▶ _Task goal_
Gather every line holding the string "index".

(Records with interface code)
━━━━━━━━━━━━━━━━━━━━━━━━━━━━━━

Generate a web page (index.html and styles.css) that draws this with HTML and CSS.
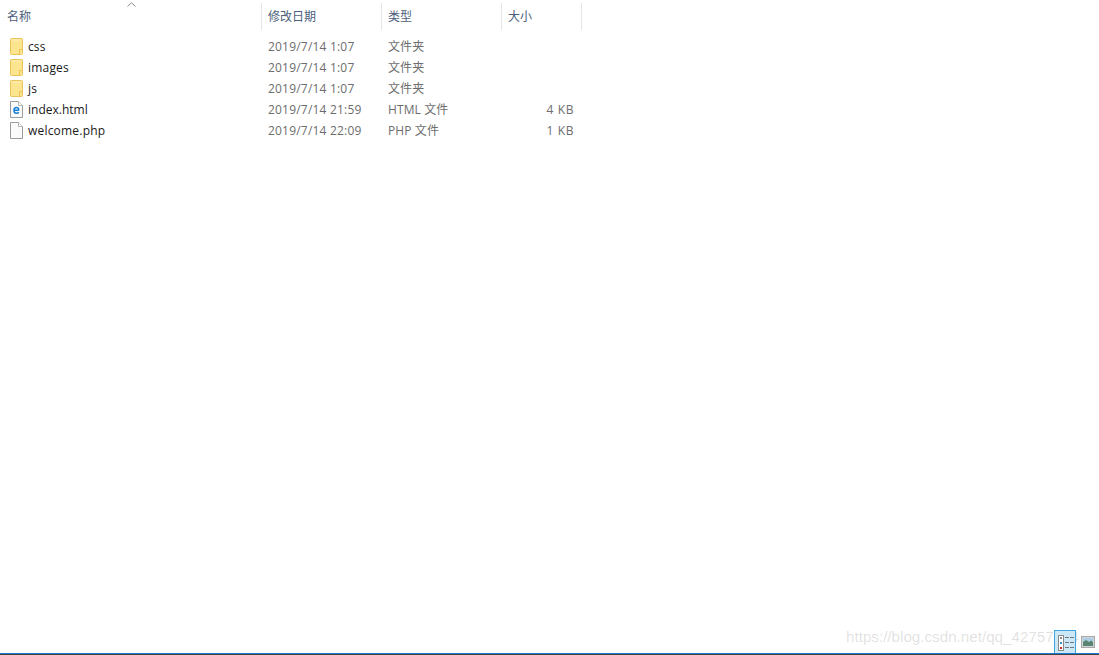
FILE: index.html
```html
<!DOCTYPE html>
<html lang="zh">
<head>
<meta charset="utf-8">
<title>文件列表</title>
<link rel="stylesheet" href="styles.css">
</head>
<body>
<div class="window">
  <div class="header">
    <div class="col col-name">名称<svg class="sort" width="9" height="5" viewBox="0 0 9 5"><path d="M0.500 4.500 L4.500 0.700 L8.500 4.500" fill="none" stroke="#8a8a8a" stroke-width="1"/></svg></div>
    <div class="col col-date">修改日期</div>
    <div class="col col-type">类型</div>
    <div class="col col-size">大小</div>
  </div>
  <div class="list">
    <div class="row">
      <div class="cell-name"><svg class="icon" width="13" height="17" viewBox="0 0 13 17"><use href="#folder"/></svg><span>css</span></div>
      <div class="cell-date">2019/7/14 1:07</div><div class="cell-type">文件夹</div><div class="cell-size"></div>
    </div>
    <div class="row">
      <div class="cell-name"><svg class="icon" width="13" height="17" viewBox="0 0 13 17"><use href="#folder"/></svg><span class="wide">images</span></div>
      <div class="cell-date">2019/7/14 1:07</div><div class="cell-type">文件夹</div><div class="cell-size"></div>
    </div>
    <div class="row">
      <div class="cell-name"><svg class="icon" width="13" height="17" viewBox="0 0 13 17"><use href="#folder"/></svg><span>js</span></div>
      <div class="cell-date">2019/7/14 1:07</div><div class="cell-type">文件夹</div><div class="cell-size"></div>
    </div>
    <div class="row">
      <div class="cell-name"><svg class="icon" width="13" height="17" viewBox="0 0 13 17"><use href="#page"/><path d="M9 9.200H4C4.100 7.600 5 6.600 6.400 6.600C7.900 6.600 8.800 7.700 8.800 9.200M4 9.400C4 11 5.100 12.200 6.600 12.200C7.500 12.200 8.300 11.900 8.800 11.300" fill="none" stroke="#1b7fd6" stroke-width="1.500"/></svg><span class="tight">index.html</span></div>
      <div class="cell-date">2019/7/14 21:59</div><div class="cell-type">HTML 文件</div><div class="cell-size">4 KB</div>
    </div>
    <div class="row">
      <div class="cell-name"><svg class="icon" width="13" height="17" viewBox="0 0 13 17"><use href="#page"/></svg><span class="wide">welcome.php</span></div>
      <div class="cell-date">2019/7/14 22:09</div><div class="cell-type">PHP 文件</div><div class="cell-size">1 KB</div>
    </div>
  </div>
  <div class="watermark">https://blog.csdn.net/qq_42757964</div>
  <div class="views">
    <div class="view-btn active">
      <svg width="20" height="20" viewBox="0 0 20 20">
        <rect x="3.500" y="3.500" width="5" height="15" fill="#fff" stroke="#8a8a8a"/>
        <rect x="5" y="5" width="2" height="2" fill="#8a8a8a"/>
        <rect x="5" y="10" width="2" height="2" fill="#3d8fd6"/>
        <rect x="5" y="15" width="2" height="2" fill="#d03030"/>
        <path d="M10 5.500h4M15 5.500h4M10 10.500h4M15 10.500h4M10 15.500h4M15 15.500h4" stroke="#777" stroke-width="1"/>
      </svg>
    </div>
    <div class="view-btn plain">
      <svg width="14" height="12" viewBox="0 0 14 12">
        <rect x="0.500" y="0.500" width="13" height="11" fill="#eef2f4" stroke="#9a9a9a"/>
        <rect x="1" y="1" width="12" height="10" fill="none" stroke="#b8b8b8"/>
        <rect x="2" y="2" width="10" height="4" fill="#a9cfe6"/>
        <path d="M2 6l3-2 3 2 2-1.500 2 1.500v4H2z" fill="#5a8472"/>
      </svg>
    </div>
  </div>
  <div class="bottom-line"></div>
</div>
<svg class="defs" width="0" height="0">
  <defs>
    <g id="folder">
      <path d="M0.500 1.500a1 1 0 0 1 1-1h10a1 1 0 0 1 1 1v14a1 1 0 0 1-1 1h-10a1 1 0 0 1-1-1z" fill="#fde48f" stroke="#eac35a"/>
      <path d="M9.500 16v-4.500h3" fill="none" stroke="#eac35a"/>
      <path d="M1.500 1.500h9v1h-9z" fill="#fff2c0"/>
    </g>
    <g id="page">
      <path d="M0.500 0.500h8l4 4v12h-12z" fill="#fbfbfb" stroke="#9b9b9b"/>
      <path d="M8.500 0.500v4h4" fill="#fff" stroke="#b5b5b5"/>
    </g>
  </defs>
</svg>
</body>
</html>
```

FILE: styles.css
```css
* { box-sizing: border-box; }
html, body { margin: 0; padding: 0; height: 100%; background: #fff; overflow: hidden; }
body { font-family: "Open Sans", "Noto Sans CJK SC", sans-serif; font-size: 12px; }
.window { position: relative; width: 1099px; height: 655px; display: flex; flex-direction: column; padding-top: 3px; }
.header { display: grid; grid-template-columns: 262px 120px 120px 80px; height: 27px; color: #4c607a; }
.col { position: relative; display: flex; align-items: center; padding: 0 0 2px 6px; border-right: 1px solid #e5e5e5; }
.col-name { padding-left: 7px; }
.sort { position: absolute; left: 127px; top: -1px; }
.list { display: flex; flex-direction: column; padding-top: 6px; }
.row { display: grid; grid-template-columns: 262px 120px 120px 72px; height: 21px; align-items: center; color: #6d6d6d; }
.cell-name { display: flex; align-items: center; padding-left: 10px; color: #1a1a1a; font-size: 12px; letter-spacing: 0.1px; }
.wide { letter-spacing: 0.2px; }
.tight { letter-spacing: 0; }
.icon { margin-right: 5px; flex: none; }
.cell-date { padding-left: 6px; letter-spacing: 0.2px; }
.cell-type { padding: 0 0 2px 6px; letter-spacing: 0.1px; }
.cell-size { text-align: right; letter-spacing: 0.6px; }
.watermark { position: absolute; left: 846px; top: 628px; font-family: "Liberation Sans", sans-serif; font-size: 15.200px; color: rgba(120,120,120,0.22); white-space: nowrap; }
.views { position: absolute; left: 1054px; bottom: 2px; display: flex; align-items: center; gap: 5px; }
.view-btn { display: flex; align-items: center; justify-content: center; height: 23px; }
.view-btn.active { width: 22px; background: #cce8f6; border: 1px solid #3fa5dc; border-bottom: 0; }
.view-btn.plain { width: 14px; }
.bottom-line { position: absolute; left: 0; right: 0; bottom: 0; height: 2px; background: #444; border-top: 1px solid #1a78d0; }
.defs { position: absolute; }
```
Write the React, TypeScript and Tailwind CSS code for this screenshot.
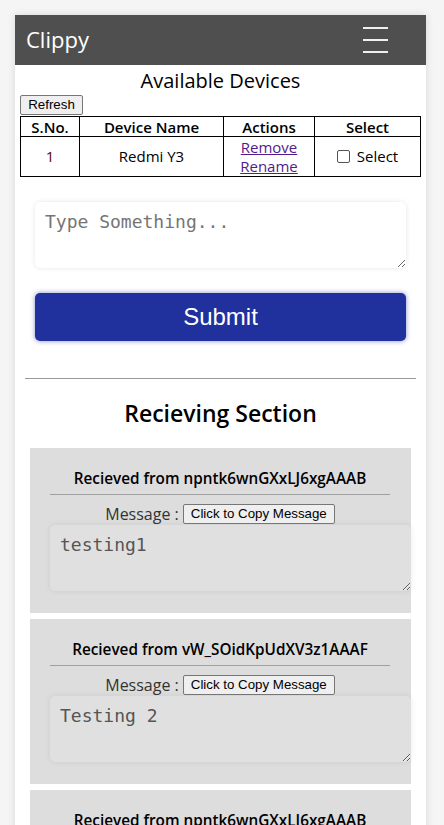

━━━━━━━━━━━━━━━━━━━━━━━━━━━━━━

▶ _Answer for the task_
Generate a web page (index.html and styles.css) that draws this with HTML and CSS.
FILE: index.html
      <div class="cell-name"><svg class="icon" width="13" height="17" viewBox="0 0 13 17"><use href="#page"/><path d="M9 9.200H4C4.100 7.600 5 6.600 6.400 6.600C7.900 6.600 8.800 7.700 8.800 9.200M4 9.400C4 11 5.100 12.200 6.600 12.200C7.500 12.200 8.300 11.900 8.800 11.300" fill="none" stroke="#1b7fd6" stroke-width="1.500"/></svg><span class="tight">index.html</span></div>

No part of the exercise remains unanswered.